Dataset rows
______

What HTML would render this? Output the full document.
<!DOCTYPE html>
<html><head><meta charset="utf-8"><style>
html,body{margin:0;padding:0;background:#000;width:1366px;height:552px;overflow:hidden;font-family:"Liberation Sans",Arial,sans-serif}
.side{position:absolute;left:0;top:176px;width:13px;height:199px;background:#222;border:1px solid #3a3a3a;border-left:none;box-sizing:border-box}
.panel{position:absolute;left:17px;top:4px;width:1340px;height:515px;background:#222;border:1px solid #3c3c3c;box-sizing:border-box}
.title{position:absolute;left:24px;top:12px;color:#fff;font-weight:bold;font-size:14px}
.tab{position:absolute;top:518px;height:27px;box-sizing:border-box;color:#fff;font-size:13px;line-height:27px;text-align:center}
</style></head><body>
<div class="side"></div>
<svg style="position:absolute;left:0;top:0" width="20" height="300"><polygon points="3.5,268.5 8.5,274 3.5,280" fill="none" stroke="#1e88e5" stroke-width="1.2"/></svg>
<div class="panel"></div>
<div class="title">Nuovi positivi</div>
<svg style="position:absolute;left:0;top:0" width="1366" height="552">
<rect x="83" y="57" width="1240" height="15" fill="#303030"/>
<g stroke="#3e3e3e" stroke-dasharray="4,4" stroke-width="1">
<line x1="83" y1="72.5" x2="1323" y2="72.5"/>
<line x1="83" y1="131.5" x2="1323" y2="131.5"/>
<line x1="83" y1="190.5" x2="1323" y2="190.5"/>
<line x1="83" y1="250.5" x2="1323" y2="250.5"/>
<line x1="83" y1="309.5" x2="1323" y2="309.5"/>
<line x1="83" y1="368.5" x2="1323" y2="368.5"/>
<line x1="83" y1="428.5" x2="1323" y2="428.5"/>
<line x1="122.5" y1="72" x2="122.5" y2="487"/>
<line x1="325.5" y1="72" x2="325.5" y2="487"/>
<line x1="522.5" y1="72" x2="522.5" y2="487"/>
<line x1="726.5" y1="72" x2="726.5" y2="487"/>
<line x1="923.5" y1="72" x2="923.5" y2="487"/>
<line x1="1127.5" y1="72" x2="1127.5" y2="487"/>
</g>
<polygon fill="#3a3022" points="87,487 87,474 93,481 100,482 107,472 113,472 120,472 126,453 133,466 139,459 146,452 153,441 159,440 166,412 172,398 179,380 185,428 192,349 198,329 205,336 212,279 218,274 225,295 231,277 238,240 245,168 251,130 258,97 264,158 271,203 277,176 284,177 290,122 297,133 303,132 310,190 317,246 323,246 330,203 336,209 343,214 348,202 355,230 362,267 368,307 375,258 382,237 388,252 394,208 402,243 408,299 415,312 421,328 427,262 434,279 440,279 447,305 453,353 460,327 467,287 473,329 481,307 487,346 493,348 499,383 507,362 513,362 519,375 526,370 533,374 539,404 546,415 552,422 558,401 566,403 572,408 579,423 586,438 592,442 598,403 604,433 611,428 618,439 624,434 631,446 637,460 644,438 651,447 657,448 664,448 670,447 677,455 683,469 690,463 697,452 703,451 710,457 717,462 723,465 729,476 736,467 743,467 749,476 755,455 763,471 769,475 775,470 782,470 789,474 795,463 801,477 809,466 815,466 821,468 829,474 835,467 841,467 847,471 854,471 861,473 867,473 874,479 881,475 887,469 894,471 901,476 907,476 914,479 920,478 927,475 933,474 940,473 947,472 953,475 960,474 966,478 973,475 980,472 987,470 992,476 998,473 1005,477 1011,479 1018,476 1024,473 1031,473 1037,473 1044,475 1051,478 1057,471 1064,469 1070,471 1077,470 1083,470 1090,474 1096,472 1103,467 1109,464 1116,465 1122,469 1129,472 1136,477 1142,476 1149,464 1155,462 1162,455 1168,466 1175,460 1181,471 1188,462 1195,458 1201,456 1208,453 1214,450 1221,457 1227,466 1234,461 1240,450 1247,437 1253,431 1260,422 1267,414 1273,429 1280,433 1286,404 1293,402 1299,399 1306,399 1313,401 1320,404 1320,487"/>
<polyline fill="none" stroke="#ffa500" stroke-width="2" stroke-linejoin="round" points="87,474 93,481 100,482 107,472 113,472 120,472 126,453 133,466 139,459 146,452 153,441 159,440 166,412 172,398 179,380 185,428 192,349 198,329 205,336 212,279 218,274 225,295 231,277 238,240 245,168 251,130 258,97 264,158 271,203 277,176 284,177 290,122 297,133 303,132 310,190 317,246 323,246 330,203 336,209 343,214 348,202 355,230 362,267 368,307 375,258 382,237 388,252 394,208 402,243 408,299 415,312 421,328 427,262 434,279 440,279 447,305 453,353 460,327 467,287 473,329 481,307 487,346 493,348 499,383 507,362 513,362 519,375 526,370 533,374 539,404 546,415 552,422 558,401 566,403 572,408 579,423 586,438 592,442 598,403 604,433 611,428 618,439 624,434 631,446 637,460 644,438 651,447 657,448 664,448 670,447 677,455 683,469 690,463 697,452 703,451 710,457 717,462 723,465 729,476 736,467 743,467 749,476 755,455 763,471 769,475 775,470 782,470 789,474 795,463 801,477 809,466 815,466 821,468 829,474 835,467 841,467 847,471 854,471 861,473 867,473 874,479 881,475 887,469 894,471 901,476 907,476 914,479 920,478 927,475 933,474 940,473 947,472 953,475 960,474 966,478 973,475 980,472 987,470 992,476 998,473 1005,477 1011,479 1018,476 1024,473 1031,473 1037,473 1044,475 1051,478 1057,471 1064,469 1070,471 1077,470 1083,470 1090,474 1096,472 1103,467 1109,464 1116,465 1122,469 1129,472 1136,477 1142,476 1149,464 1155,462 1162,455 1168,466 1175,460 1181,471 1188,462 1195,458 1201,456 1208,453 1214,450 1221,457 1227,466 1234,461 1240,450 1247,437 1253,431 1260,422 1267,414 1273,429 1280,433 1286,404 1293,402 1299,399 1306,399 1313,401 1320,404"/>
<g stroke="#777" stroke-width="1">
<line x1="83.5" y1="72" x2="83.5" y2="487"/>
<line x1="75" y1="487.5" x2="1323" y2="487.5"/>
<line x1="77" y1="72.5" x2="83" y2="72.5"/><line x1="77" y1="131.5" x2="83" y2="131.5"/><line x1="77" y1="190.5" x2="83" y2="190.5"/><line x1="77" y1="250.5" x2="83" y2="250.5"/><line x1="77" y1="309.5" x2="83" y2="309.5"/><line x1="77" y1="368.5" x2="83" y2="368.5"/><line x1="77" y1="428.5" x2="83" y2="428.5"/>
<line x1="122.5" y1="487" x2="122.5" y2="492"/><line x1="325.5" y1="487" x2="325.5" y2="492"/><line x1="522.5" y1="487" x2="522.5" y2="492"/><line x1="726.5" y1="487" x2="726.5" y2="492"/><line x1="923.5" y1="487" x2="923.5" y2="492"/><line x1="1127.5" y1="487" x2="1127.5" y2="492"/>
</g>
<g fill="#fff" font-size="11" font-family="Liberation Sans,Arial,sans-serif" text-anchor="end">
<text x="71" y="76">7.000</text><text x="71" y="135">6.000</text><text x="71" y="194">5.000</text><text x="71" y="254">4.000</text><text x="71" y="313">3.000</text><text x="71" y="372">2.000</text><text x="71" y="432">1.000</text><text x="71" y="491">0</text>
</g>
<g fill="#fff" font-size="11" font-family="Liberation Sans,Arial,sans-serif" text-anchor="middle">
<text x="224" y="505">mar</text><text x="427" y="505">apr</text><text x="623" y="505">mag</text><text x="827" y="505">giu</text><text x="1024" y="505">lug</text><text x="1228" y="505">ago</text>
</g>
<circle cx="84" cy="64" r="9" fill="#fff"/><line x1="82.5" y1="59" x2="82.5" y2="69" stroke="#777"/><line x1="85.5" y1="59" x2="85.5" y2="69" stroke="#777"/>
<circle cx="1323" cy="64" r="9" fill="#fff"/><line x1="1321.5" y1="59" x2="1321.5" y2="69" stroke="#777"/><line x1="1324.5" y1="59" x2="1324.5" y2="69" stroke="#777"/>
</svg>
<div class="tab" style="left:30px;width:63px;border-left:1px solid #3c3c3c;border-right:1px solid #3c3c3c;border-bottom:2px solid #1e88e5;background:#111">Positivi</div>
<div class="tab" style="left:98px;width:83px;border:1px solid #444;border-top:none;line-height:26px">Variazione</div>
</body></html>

______

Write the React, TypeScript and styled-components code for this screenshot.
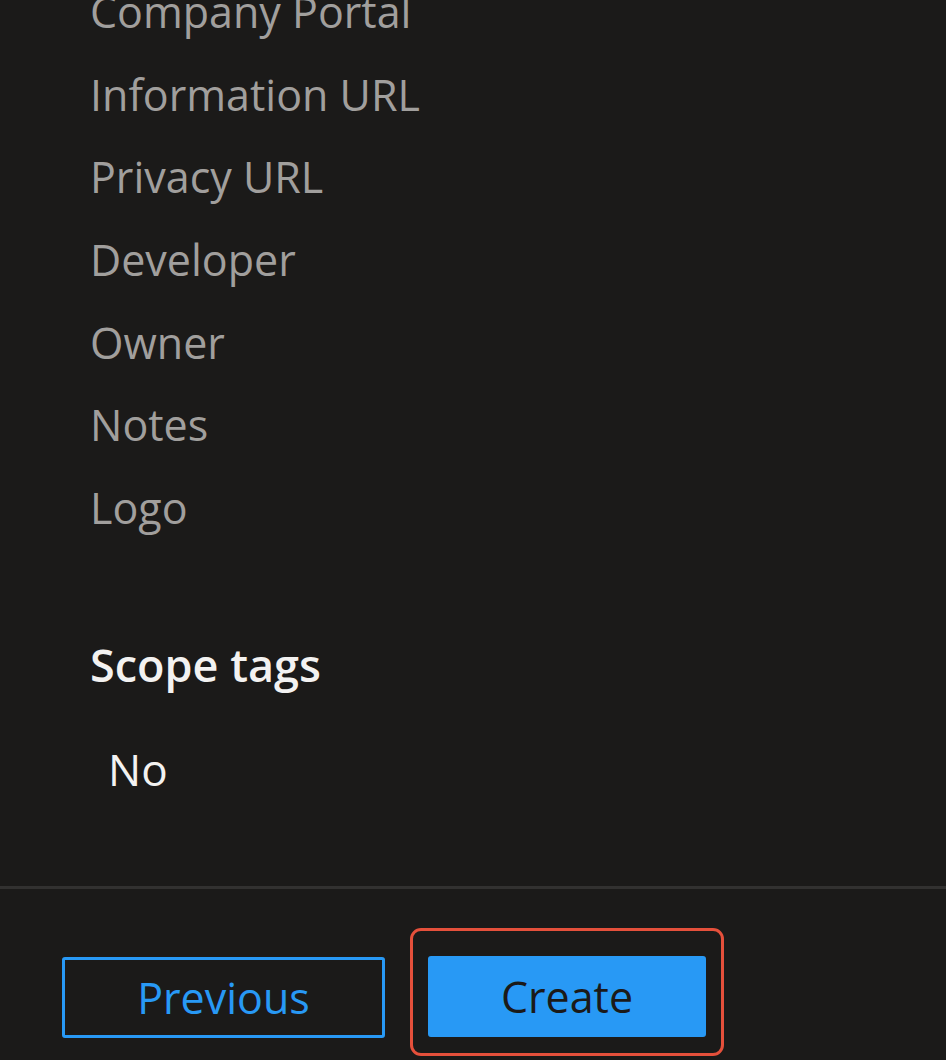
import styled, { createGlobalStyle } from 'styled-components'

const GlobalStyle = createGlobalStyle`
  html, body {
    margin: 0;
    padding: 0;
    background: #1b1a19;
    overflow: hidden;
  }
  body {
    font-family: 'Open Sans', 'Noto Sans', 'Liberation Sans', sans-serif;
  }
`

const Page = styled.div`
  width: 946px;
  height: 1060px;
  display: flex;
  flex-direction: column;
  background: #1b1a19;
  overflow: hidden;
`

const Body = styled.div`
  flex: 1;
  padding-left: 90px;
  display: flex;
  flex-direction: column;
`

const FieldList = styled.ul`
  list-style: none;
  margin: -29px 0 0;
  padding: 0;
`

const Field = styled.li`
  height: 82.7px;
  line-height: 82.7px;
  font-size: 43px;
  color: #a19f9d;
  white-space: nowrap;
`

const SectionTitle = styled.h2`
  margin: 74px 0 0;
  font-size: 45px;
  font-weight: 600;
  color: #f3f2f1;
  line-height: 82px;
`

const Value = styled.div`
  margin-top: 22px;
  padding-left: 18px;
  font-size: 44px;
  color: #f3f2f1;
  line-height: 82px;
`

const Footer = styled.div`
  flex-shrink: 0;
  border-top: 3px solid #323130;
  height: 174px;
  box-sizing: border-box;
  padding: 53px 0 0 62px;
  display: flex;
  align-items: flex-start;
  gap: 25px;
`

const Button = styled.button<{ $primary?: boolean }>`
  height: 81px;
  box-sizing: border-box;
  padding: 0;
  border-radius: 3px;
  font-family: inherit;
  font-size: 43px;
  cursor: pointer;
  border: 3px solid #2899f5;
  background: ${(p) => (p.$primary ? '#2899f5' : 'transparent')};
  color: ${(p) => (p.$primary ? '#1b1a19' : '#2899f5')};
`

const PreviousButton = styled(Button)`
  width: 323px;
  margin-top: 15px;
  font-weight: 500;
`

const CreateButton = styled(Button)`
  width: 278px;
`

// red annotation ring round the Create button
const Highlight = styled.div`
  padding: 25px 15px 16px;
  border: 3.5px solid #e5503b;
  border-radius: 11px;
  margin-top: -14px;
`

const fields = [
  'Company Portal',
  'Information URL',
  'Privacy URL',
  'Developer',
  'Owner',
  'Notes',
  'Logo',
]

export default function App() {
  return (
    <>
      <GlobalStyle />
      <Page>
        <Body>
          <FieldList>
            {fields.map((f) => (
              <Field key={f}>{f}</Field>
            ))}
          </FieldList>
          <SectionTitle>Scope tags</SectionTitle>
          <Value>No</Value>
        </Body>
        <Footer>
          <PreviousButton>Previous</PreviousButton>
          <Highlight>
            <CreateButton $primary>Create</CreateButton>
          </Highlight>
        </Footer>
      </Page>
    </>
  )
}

______

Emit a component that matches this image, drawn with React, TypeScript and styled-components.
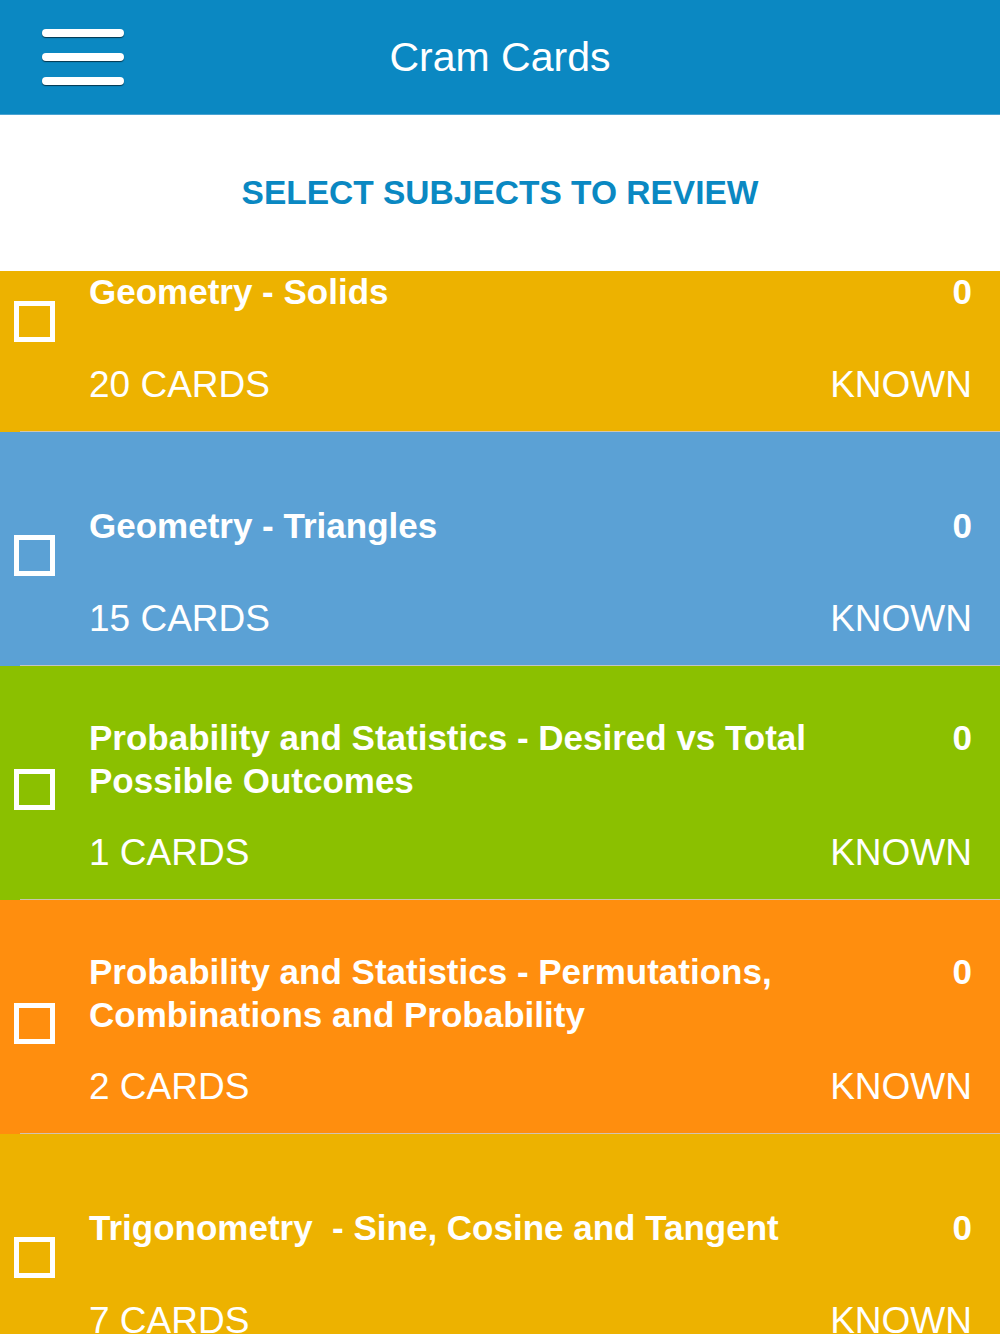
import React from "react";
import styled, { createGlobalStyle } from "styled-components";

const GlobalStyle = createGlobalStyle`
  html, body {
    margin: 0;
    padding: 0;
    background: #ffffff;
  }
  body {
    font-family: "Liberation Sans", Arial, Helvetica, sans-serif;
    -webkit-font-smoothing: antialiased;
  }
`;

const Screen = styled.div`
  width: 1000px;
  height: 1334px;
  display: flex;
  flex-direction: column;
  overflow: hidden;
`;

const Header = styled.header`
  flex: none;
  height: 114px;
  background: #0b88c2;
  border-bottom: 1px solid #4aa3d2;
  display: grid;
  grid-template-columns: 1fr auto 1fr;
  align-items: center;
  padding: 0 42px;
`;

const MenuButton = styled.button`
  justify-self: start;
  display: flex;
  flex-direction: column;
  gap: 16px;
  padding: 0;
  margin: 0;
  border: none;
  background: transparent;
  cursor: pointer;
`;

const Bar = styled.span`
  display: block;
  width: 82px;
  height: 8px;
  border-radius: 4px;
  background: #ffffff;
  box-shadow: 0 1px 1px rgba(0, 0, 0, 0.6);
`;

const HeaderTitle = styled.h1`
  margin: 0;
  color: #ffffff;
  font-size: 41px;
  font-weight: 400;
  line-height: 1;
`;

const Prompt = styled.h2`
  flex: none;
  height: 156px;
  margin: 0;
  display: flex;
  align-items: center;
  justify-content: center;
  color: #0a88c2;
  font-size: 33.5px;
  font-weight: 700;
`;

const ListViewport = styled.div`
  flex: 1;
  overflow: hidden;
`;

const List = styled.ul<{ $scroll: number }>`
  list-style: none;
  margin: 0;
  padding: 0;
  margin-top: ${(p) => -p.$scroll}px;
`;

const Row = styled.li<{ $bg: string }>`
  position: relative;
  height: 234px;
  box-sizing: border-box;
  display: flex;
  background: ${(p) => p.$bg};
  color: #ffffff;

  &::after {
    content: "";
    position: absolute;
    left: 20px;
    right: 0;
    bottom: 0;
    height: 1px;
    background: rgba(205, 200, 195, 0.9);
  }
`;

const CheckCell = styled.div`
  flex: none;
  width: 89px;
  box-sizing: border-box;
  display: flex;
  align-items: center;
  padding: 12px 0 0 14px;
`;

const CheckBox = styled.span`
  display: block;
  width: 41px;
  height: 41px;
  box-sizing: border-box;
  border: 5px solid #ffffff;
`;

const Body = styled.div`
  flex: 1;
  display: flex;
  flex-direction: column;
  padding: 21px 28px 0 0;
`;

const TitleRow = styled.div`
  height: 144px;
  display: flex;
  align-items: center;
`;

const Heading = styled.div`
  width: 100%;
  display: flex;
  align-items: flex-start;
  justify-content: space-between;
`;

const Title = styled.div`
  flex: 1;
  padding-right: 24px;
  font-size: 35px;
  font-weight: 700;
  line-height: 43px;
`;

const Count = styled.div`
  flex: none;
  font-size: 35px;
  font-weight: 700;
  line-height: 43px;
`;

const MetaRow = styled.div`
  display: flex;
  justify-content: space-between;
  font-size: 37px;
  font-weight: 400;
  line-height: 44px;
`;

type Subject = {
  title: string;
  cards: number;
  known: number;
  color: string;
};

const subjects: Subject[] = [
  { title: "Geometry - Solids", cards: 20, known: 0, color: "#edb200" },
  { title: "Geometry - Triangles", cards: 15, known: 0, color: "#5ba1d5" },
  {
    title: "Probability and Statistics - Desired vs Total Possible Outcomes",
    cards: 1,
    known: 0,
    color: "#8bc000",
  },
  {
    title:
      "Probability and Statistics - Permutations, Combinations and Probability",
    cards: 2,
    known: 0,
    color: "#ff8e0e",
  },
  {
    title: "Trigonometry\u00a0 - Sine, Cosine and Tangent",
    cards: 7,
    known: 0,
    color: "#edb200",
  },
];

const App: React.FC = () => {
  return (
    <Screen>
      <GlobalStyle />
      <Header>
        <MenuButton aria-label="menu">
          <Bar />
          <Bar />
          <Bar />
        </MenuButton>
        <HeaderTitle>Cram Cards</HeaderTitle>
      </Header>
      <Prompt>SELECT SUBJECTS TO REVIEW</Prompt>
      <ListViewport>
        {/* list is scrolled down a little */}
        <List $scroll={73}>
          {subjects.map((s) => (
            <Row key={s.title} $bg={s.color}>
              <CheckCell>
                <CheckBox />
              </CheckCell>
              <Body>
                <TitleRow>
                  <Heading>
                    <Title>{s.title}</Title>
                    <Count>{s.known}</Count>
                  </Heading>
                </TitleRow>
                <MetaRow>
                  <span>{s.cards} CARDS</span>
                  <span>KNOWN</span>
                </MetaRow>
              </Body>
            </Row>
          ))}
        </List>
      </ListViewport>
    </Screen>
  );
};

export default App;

______

**Set exercise**
Report every line containing the word "components" from the listing above.

**Worked answer**
Write the React, TypeScript and styled-components code for this screenshot.
import styled, { createGlobalStyle } from 'styled-components'
Emit a component that matches this image, drawn with React, TypeScript and styled-components.
import styled, { createGlobalStyle } from "styled-components";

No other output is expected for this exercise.